マイクログラビアロール #180 (直径30mm 溝本数180本/inch)
マイクログラビアロール回転数 40rpm(基材進行方向に対して逆回転)
乾燥温度:24℃
コーターヘッドと巻き取りロール間の距離:約10m
(J)気体分離膜の気体透過性
気体分離膜を直径47mmの円形に切り取り、ステンレス製ホルダー(アドバンテック社製、KS−47Fホルダー)に固定した。ホルダーの一次側から99.9%以上の酸素、もしくは99.9%以上の窒素を所定の圧力で加圧した。2次側の雰囲気が酸素99%以上、もしくは窒素99%以上に置換されていることを酸素濃度計で確認した後、透過した気体の量を石鹸膜流量計で測定した。透過した気体量、気温、大気圧から標準状態における気体透過速度(GPU:Gas permeation unit=10−6cm3(STP)/cm2・sec・cmHg)を計算し、酸素と窒素の気体透過速度の比から分離係数αを計算した。
(比較例)
比較例では、実施例1と同様に上記(1)〜(3)の工程を行った。これらに引き続く工程を以下の通り行った。
(4)シール(封止)
深さ15mmの樹脂性の蓋に、粘度約10,000mPa・sのエポキシ系接着剤の主剤と、粘度約3,000mPa・sのエポキシ系接着剤の硬化剤を100対45で混合したものを約50g入れた。35℃のホットプレート上で、エポキシ樹脂の入った樹脂製の蓋にプリーツ積層体端面を差込み、そのまま4時間静置させた。樹脂製の蓋に入りきらない接着剤はオーバーフローさせた。もう片方のプリーツ端面も同様な操作でシールを行った。シールされたプリーツ積層体を50℃のオーブンで48時間加熱キュアを行って、両方のプリーツ積層体端面がシールされたプリーツ成形体を得た。シール用のエポキシ樹脂が平膜間に数cmせり上がり、平膜を汚損した。またシール剤がせり上がった結果、プリーツの端面のシール強度が弱く、簡単にシール部が剥がれた。
Claims (5)
- 流体分離用のプリーツ成形体の製造方法において、
単層又は多層の平面状材料をプリーツ加工する工程と、
前記プリーツ加工によって複数のひだ部を有するプリーツ積層体を形成し、複数の前記ひだ部の端縁を含む仮想のプリーツ積層体端面を遠心力と重力との合力の方向に垂直になるように設置し、前記プリーツ積層体端面に対して、内側から外側に向けた方向に遠心力をかけながら、前記プリーツ積層体端面の内側に接着剤を供給する工程と、を含むことを特徴とするプリーツ成形体の製造方法。 - 前記遠心力が10G以上であることを特徴とする請求項1記載のプリーツ成形体の製造方法。

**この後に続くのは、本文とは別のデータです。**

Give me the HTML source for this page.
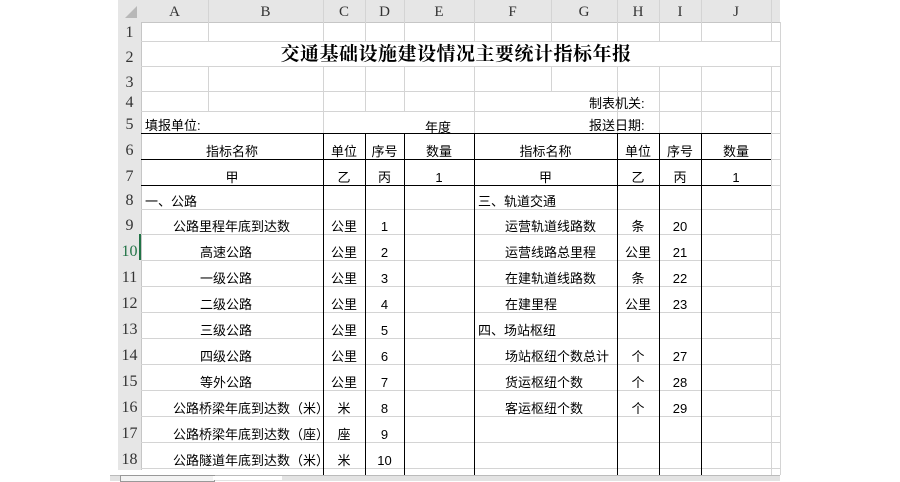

- 請求項1または2記載のプリーツ成形体の製造方法によって製造されたプリーツ成形体であって、
多層の平面状材料をプリーツ加工することによって形成されたプリーツ積層体の隣り合う前記平面状材料同士の平均間隔が、0.01mm以上5mm以下であることを特徴とするプリーツ成形体。 - 前記平面状材料が、流体分離用の平膜と、流体が通過可能な補助部材とを含む多層構造からなることを特徴とする請求項3記載のプリーツ成形体。
- 流体分離用の前記平膜が、微多孔膜上に気体分離性樹脂層を有する平膜であることを特徴とする請求項4記載のプリーツ成形体。